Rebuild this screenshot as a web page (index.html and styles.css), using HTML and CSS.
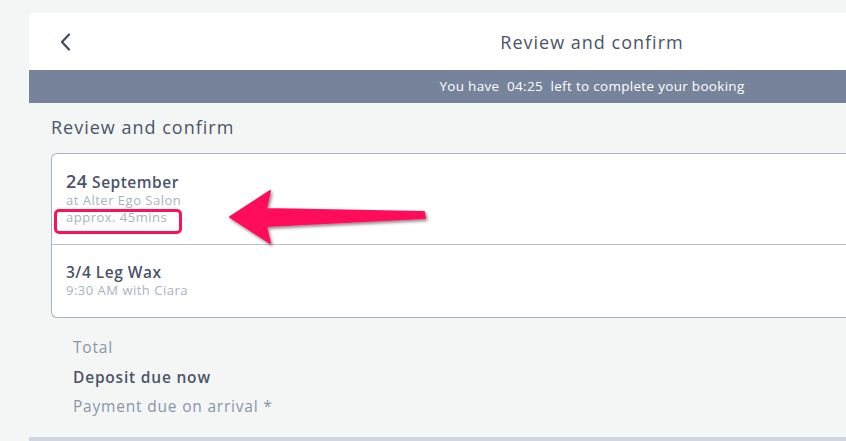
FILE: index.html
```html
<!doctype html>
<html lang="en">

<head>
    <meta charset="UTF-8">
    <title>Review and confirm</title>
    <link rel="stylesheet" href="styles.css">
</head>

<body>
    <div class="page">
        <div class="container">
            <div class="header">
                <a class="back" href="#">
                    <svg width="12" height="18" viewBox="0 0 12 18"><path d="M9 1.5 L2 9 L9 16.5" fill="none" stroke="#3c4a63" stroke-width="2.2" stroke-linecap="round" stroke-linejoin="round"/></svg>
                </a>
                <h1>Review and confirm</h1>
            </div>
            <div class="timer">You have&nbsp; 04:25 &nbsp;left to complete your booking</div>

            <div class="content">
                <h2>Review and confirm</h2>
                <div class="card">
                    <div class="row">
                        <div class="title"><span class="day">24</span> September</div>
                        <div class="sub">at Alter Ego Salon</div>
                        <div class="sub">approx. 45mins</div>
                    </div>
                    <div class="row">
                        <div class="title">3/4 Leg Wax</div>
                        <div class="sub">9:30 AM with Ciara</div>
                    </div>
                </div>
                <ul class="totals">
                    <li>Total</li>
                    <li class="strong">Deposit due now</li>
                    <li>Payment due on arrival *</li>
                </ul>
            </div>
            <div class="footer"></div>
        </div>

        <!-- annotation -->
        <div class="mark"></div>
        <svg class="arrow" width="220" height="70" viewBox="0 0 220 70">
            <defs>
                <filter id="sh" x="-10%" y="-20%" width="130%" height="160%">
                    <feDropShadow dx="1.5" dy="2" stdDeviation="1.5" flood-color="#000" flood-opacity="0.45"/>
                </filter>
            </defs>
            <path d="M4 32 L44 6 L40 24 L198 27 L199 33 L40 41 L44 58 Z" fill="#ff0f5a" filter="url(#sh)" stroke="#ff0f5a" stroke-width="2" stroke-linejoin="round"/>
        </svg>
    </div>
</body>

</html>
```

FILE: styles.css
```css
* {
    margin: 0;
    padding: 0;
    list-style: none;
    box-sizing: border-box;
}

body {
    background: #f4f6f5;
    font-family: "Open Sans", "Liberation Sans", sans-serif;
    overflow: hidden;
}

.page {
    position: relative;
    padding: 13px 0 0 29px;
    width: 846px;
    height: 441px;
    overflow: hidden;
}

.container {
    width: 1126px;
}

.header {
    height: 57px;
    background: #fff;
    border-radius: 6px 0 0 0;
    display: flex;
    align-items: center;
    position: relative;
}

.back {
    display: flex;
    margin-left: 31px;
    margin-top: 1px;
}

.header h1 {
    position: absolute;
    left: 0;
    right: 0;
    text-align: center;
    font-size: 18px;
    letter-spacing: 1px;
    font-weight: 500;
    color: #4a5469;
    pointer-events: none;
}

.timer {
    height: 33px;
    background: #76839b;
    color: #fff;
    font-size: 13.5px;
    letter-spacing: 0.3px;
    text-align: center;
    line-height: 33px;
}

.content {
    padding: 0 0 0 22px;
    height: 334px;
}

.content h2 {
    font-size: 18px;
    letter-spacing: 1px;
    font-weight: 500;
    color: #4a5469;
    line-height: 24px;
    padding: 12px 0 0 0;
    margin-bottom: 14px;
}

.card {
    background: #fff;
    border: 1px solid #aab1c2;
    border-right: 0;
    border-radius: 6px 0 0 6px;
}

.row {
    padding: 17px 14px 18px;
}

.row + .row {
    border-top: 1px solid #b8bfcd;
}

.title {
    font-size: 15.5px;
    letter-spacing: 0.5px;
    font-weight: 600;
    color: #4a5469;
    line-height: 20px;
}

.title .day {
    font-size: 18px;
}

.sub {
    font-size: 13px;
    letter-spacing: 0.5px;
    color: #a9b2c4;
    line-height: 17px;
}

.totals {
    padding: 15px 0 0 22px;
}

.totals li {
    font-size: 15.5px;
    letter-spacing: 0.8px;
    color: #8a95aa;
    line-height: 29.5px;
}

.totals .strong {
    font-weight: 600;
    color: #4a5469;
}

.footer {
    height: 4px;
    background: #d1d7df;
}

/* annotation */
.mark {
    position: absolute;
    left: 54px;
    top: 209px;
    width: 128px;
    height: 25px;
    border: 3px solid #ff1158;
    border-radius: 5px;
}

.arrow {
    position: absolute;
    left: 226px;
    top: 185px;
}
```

#### Exercise aim:
Reproduce the whole listing exactly, but not the images in it.

#### Solution:
Rebuild this screenshot as a web page (index.html and styles.css), using HTML and CSS.
FILE: index.html
```html
<!doctype html>
<html lang="en">

<head>
    <meta charset="UTF-8">
    <title>Review and confirm</title>
    <link rel="stylesheet" href="styles.css">
</head>

<body>
    <div class="page">
        <div class="container">
            <div class="header">
                <a class="back" href="#">
                    <svg width="12" height="18" viewBox="0 0 12 18"><path d="M9 1.5 L2 9 L9 16.5" fill="none" stroke="#3c4a63" stroke-width="2.2" stroke-linecap="round" stroke-linejoin="round"/></svg>
                </a>
                <h1>Review and confirm</h1>
            </div>
            <div class="timer">You have&nbsp; 04:25 &nbsp;left to complete your booking</div>

            <div class="content">
                <h2>Review and confirm</h2>
                <div class="card">
                    <div class="row">
                        <div class="title"><span class="day">24</span> September</div>
                        <div class="sub">at Alter Ego Salon</div>
                        <div class="sub">approx. 45mins</div>
                    </div>
                    <div class="row">
                        <div class="title">3/4 Leg Wax</div>
                        <div class="sub">9:30 AM with Ciara</div>
                    </div>
                </div>
                <ul class="totals">
                    <li>Total</li>
                    <li class="strong">Deposit due now</li>
                    <li>Payment due on arrival *</li>
                </ul>
            </div>
            <div class="footer"></div>
        </div>

        <!-- annotation -->
        <div class="mark"></div>
        <svg class="arrow" width="220" height="70" viewBox="0 0 220 70">
            <defs>
                <filter id="sh" x="-10%" y="-20%" width="130%" height="160%">
                    <feDropShadow dx="1.5" dy="2" stdDeviation="1.5" flood-color="#000" flood-opacity="0.45"/>
                </filter>
            </defs>
            <path d="M4 32 L44 6 L40 24 L198 27 L199 33 L40 41 L44 58 Z" fill="#ff0f5a" filter="url(#sh)" stroke="#ff0f5a" stroke-width="2" stroke-linejoin="round"/>
        </svg>
    </div>
</body>

</html>
```

FILE: styles.css
```css
* {
    margin: 0;
    padding: 0;
    list-style: none;
    box-sizing: border-box;
}

body {
    background: #f4f6f5;
    font-family: "Open Sans", "Liberation Sans", sans-serif;
    overflow: hidden;
}

.page {
    position: relative;
    padding: 13px 0 0 29px;
    width: 846px;
    height: 441px;
    overflow: hidden;
}

.container {
    width: 1126px;
}

.header {
    height: 57px;
    background: #fff;
    border-radius: 6px 0 0 0;
    display: flex;
    align-items: center;
    position: relative;
}

.back {
    display: flex;
    margin-left: 31px;
    margin-top: 1px;
}

.header h1 {
    position: absolute;
    left: 0;
    right: 0;
    text-align: center;
    font-size: 18px;
    letter-spacing: 1px;
    font-weight: 500;
    color: #4a5469;
    pointer-events: none;
}

.timer {
    height: 33px;
    background: #76839b;
    color: #fff;
    font-size: 13.5px;
    letter-spacing: 0.3px;
    text-align: center;
    line-height: 33px;
}

.content {
    padding: 0 0 0 22px;
    height: 334px;
}

.content h2 {
    font-size: 18px;
    letter-spacing: 1px;
    font-weight: 500;
    color: #4a5469;
    line-height: 24px;
    padding: 12px 0 0 0;
    margin-bottom: 14px;
}

.card {
    background: #fff;
    border: 1px solid #aab1c2;
    border-right: 0;
    border-radius: 6px 0 0 6px;
}

.row {
    padding: 17px 14px 18px;
}

.row + .row {
    border-top: 1px solid #b8bfcd;
}

.title {
    font-size: 15.5px;
    letter-spacing: 0.5px;
    font-weight: 600;
    color: #4a5469;
    line-height: 20px;
}

.title .day {
    font-size: 18px;
}

.sub {
    font-size: 13px;
    letter-spacing: 0.5px;
    color: #a9b2c4;
    line-height: 17px;
}

.totals {
    padding: 15px 0 0 22px;
}

.totals li {
    font-size: 15.5px;
    letter-spacing: 0.8px;
    color: #8a95aa;
    line-height: 29.5px;
}

.totals .strong {
    font-weight: 600;
    color: #4a5469;
}

.footer {
    height: 4px;
    background: #d1d7df;
}

/* annotation */
.mark {
    position: absolute;
    left: 54px;
    top: 209px;
    width: 128px;
    height: 25px;
    border: 3px solid #ff1158;
    border-radius: 5px;
}

.arrow {
    position: absolute;
    left: 226px;
    top: 185px;
}
```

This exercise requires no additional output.